Work instructions:
Write out the data below exactly as given, without any of its pictures.

Given information:
● ● ● ● ●

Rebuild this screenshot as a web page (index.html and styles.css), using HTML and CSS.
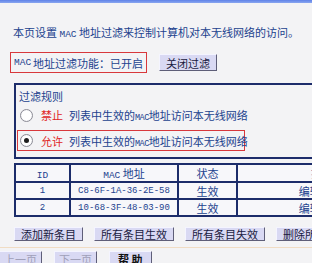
FILE: index.html
```html
<!DOCTYPE html>
<html lang="zh-CN">
<head>
  <meta charset="UTF-8" />
  <title>MAC 地址过滤</title>
  <link rel="stylesheet" href="styles.css">
</head>
<body>
  <div class="topbar"></div>

  <p class="intro">本页设置 <span class="en">MAC</span> 地址过滤来控制计算机对本无线网络的访问。</p>

  <div class="status-row">
    <span class="status"><span class="en">MAC</span> 地址过滤功能：已开启</span>
    <button class="btn btn-close">关闭过滤</button>
  </div>

  <div class="rules">
    <div class="rules-title">过滤规则</div>
    <div class="rule">
      <span class="radio"></span>
      <span class="red">禁止</span>
      <span>列表中生效的<span class="en sm">MAC</span>地址访问本无线网络</span>
    </div>
    <div class="rule rule-on">
      <span class="radio checked"></span>
      <span class="red">允许</span>
      <span>列表中生效的<span class="en sm">MAC</span>地址访问本无线网络</span>
    </div>
  </div>

  <table class="mac-table">
    <tr class="head">
      <td class="c-id"><span class="en">ID</span></td>
      <td class="c-mac"><span class="en">MAC</span> 地址</td>
      <td class="c-state">状态</td>
      <td class="c-op">操作</td>
    </tr>
    <tr>
      <td class="en">1</td>
      <td class="en">C8-6F-1A-36-2E-58</td>
      <td>生效</td>
      <td class="op">编辑 删除</td>
    </tr>
    <tr class="last">
      <td class="en">2</td>
      <td class="en">10-68-3F-48-03-90</td>
      <td>生效</td>
      <td class="op">编辑 删除</td>
    </tr>
  </table>

  <div class="actions">
    <button class="btn">添加新条目</button>
    <button class="btn">所有条目生效</button>
    <button class="btn">所有条目失效</button>
    <button class="btn">删除所有条目</button>
  </div>

  <div class="pager">
    <button class="btn btn-off">上一页</button>
    <button class="btn btn-off">下一页</button>
    <button class="btn btn-help">帮 助</button>
  </div>
</body>
</html>
```

FILE: styles.css
```css
* {
  box-sizing: border-box;
}
html, body {
  margin: 0;
  padding: 0;
}
body {
  width: 312px;
  height: 263px;
  overflow: hidden;
  background-color: #f3f3f5;
  color: #22428e;
  font-family: "Noto Sans CJK SC", sans-serif;
  font-size: 11px;
  line-height: 16px;
}
.topbar {
  height: 3px;
  background: linear-gradient(#5f82e8, #8aa6f0);
}
.en {
  font-family: "Liberation Mono", monospace;
  font-size: 9.5px;
  line-height: 1;
}
.en.sm {
  font-size: 8.5px;
  letter-spacing: -0.5px;
}
.intro {
  height: 16px;
  margin: 21px 0 0 13px;
  white-space: nowrap;
}
.status-row {
  display: flex;
  align-items: center;
  height: 21px;
  margin: 12px 0 0 10px;
}
.status {
  display: flex;
  align-items: center;
  gap: 2px;
  height: 21px;
  padding: 0 3px;
  border: 1px solid #d8383c;
  white-space: nowrap;
}
.btn {
  height: 14px;
  padding: 0 6px;
  font-family: "Noto Sans CJK SC", sans-serif;
  font-size: 11px;
  line-height: 12px;
  color: #1a1a40;
  background-color: #d9d9f3;
  border: 1px solid;
  border-color: #f4f4ff #5e5e78 #5e5e78 #f4f4ff;
  white-space: nowrap;
  flex-shrink: 0;
}
.btn-close {
  margin-left: 12px;
  height: 17px;
  padding: 0 6px;
}
.rules {
  width: 320px;
  height: 76px;
  margin: 10px 0 0 14px;
  padding: 3px 0 6px 0;
  border: 2px solid #1c2c6a;
}
.rules-title {
  height: 16px;
  padding-left: 3px;
  white-space: nowrap;
}
.rule {
  display: flex;
  align-items: center;
  gap: 8px;
  width: 228px;
  height: 20px;
  margin: 1px 0 0 1px;
  padding-left: 2px;
  border: 1px solid transparent;
  white-space: nowrap;
}
.rule-on {
  height: 21px;
  margin-top: 5px;
  border-color: #d8383c;
}
.rule .red {
  color: #e02424;
  margin-right: -2px;
}
.radio {
  width: 13px;
  height: 13px;
  border-radius: 50%;
  border: 1px solid #8c8c96;
  background: radial-gradient(circle, #ffffff 55%, #dedee6);
  position: relative;
  flex-shrink: 0;
}
.radio.checked::after {
  content: "";
  position: absolute;
  left: 3px;
  top: 3px;
  width: 5px;
  height: 5px;
  border-radius: 50%;
  background-color: #1e1e1e;
}
.mac-table {
  width: 392px;
  margin: 4px 0 0 14px;
  border-collapse: separate;
  border-spacing: 0;
  table-layout: fixed;
}
.mac-table td {
  height: 17px;
  padding: 0;
  border-top: 2px solid #1c2c6a;
  border-left: 2px solid #1c2c6a;
  line-height: 14px;
  text-align: center;
  white-space: nowrap;
  overflow: hidden;
  background-color: #f7f7fa;
}
.mac-table td.en {
  font-size: 9px;
}
.mac-table .head td {
  height: 18px;
}
.mac-table .last td {
  height: 19px;
  border-bottom: 2px solid #1c2c6a;
}
.c-id { width: 55px; }
.c-mac { width: 108px; }
.c-state { width: 59px; }
.c-op { width: 170px; }
.actions {
  display: flex;
  gap: 11px;
  margin: 10px 0 0 14px;
}
.pager {
  display: flex;
  gap: 12px;
  margin-top: 6px;
  padding-top: 3px;
  border-top: 1px solid #f0dcc4;
}
.btn-off {
  height: 16px;
  padding: 0 4px;
  color: #a0a0b8;
}
.pager .btn-off:first-child {
  margin-left: -1px;
}
.btn-help {
  height: 16px;
  padding: 0 8px;
  font-weight: bold;
  color: #111;
}
```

● ● ● ● ●

The completed task:
Rebuild this screenshot as a web page (index.html and styles.css), using HTML and CSS.
FILE: index.html
```html
<!DOCTYPE html>
<html lang="zh-CN">
<head>
  <meta charset="UTF-8" />
  <title>MAC 地址过滤</title>
  <link rel="stylesheet" href="styles.css">
</head>
<body>
  <div class="topbar"></div>

  <p class="intro">本页设置 <span class="en">MAC</span> 地址过滤来控制计算机对本无线网络的访问。</p>

  <div class="status-row">
    <span class="status"><span class="en">MAC</span> 地址过滤功能：已开启</span>
    <button class="btn btn-close">关闭过滤</button>
  </div>

  <div class="rules">
    <div class="rules-title">过滤规则</div>
    <div class="rule">
      <span class="radio"></span>
      <span class="red">禁止</span>
      <span>列表中生效的<span class="en sm">MAC</span>地址访问本无线网络</span>
    </div>
    <div class="rule rule-on">
      <span class="radio checked"></span>
      <span class="red">允许</span>
      <span>列表中生效的<span class="en sm">MAC</span>地址访问本无线网络</span>
    </div>
  </div>

  <table class="mac-table">
    <tr class="head">
      <td class="c-id"><span class="en">ID</span></td>
      <td class="c-mac"><span class="en">MAC</span> 地址</td>
      <td class="c-state">状态</td>
      <td class="c-op">操作</td>
    </tr>
    <tr>
      <td class="en">1</td>
      <td class="en">C8-6F-1A-36-2E-58</td>
      <td>生效</td>
      <td class="op">编辑 删除</td>
    </tr>
    <tr class="last">
      <td class="en">2</td>
      <td class="en">10-68-3F-48-03-90</td>
      <td>生效</td>
      <td class="op">编辑 删除</td>
    </tr>
  </table>

  <div class="actions">
    <button class="btn">添加新条目</button>
    <button class="btn">所有条目生效</button>
    <button class="btn">所有条目失效</button>
    <button class="btn">删除所有条目</button>
  </div>

  <div class="pager">
    <button class="btn btn-off">上一页</button>
    <button class="btn btn-off">下一页</button>
    <button class="btn btn-help">帮 助</button>
  </div>
</body>
</html>
```

FILE: styles.css
```css
* {
  box-sizing: border-box;
}
html, body {
  margin: 0;
  padding: 0;
}
body {
  width: 312px;
  height: 263px;
  overflow: hidden;
  background-color: #f3f3f5;
  color: #22428e;
  font-family: "Noto Sans CJK SC", sans-serif;
  font-size: 11px;
  line-height: 16px;
}
.topbar {
  height: 3px;
  background: linear-gradient(#5f82e8, #8aa6f0);
}
.en {
  font-family: "Liberation Mono", monospace;
  font-size: 9.5px;
  line-height: 1;
}
.en.sm {
  font-size: 8.5px;
  letter-spacing: -0.5px;
}
.intro {
  height: 16px;
  margin: 21px 0 0 13px;
  white-space: nowrap;
}
.status-row {
  display: flex;
  align-items: center;
  height: 21px;
  margin: 12px 0 0 10px;
}
.status {
  display: flex;
  align-items: center;
  gap: 2px;
  height: 21px;
  padding: 0 3px;
  border: 1px solid #d8383c;
  white-space: nowrap;
}
.btn {
  height: 14px;
  padding: 0 6px;
  font-family: "Noto Sans CJK SC", sans-serif;
  font-size: 11px;
  line-height: 12px;
  color: #1a1a40;
  background-color: #d9d9f3;
  border: 1px solid;
  border-color: #f4f4ff #5e5e78 #5e5e78 #f4f4ff;
  white-space: nowrap;
  flex-shrink: 0;
}
.btn-close {
  margin-left: 12px;
  height: 17px;
  padding: 0 6px;
}
.rules {
  width: 320px;
  height: 76px;
  margin: 10px 0 0 14px;
  padding: 3px 0 6px 0;
  border: 2px solid #1c2c6a;
}
.rules-title {
  height: 16px;
  padding-left: 3px;
  white-space: nowrap;
}
.rule {
  display: flex;
  align-items: center;
  gap: 8px;
  width: 228px;
  height: 20px;
  margin: 1px 0 0 1px;
  padding-left: 2px;
  border: 1px solid transparent;
  white-space: nowrap;
}
.rule-on {
  height: 21px;
  margin-top: 5px;
  border-color: #d8383c;
}
.rule .red {
  color: #e02424;
  margin-right: -2px;
}
.radio {
  width: 13px;
  height: 13px;
  border-radius: 50%;
  border: 1px solid #8c8c96;
  background: radial-gradient(circle, #ffffff 55%, #dedee6);
  position: relative;
  flex-shrink: 0;
}
.radio.checked::after {
  content: "";
  position: absolute;
  left: 3px;
  top: 3px;
  width: 5px;
  height: 5px;
  border-radius: 50%;
  background-color: #1e1e1e;
}
.mac-table {
  width: 392px;
  margin: 4px 0 0 14px;
  border-collapse: separate;
  border-spacing: 0;
  table-layout: fixed;
}
.mac-table td {
  height: 17px;
  padding: 0;
  border-top: 2px solid #1c2c6a;
  border-left: 2px solid #1c2c6a;
  line-height: 14px;
  text-align: center;
  white-space: nowrap;
  overflow: hidden;
  background-color: #f7f7fa;
}
.mac-table td.en {
  font-size: 9px;
}
.mac-table .head td {
  height: 18px;
}
.mac-table .last td {
  height: 19px;
  border-bottom: 2px solid #1c2c6a;
}
.c-id { width: 55px; }
.c-mac { width: 108px; }
.c-state { width: 59px; }
.c-op { width: 170px; }
.actions {
  display: flex;
  gap: 11px;
  margin: 10px 0 0 14px;
}
.pager {
  display: flex;
  gap: 12px;
  margin-top: 6px;
  padding-top: 3px;
  border-top: 1px solid #f0dcc4;
}
.btn-off {
  height: 16px;
  padding: 0 4px;
  color: #a0a0b8;
}
.pager .btn-off:first-child {
  margin-left: -1px;
}
.btn-help {
  height: 16px;
  padding: 0 8px;
  font-weight: bold;
  color: #111;
}
```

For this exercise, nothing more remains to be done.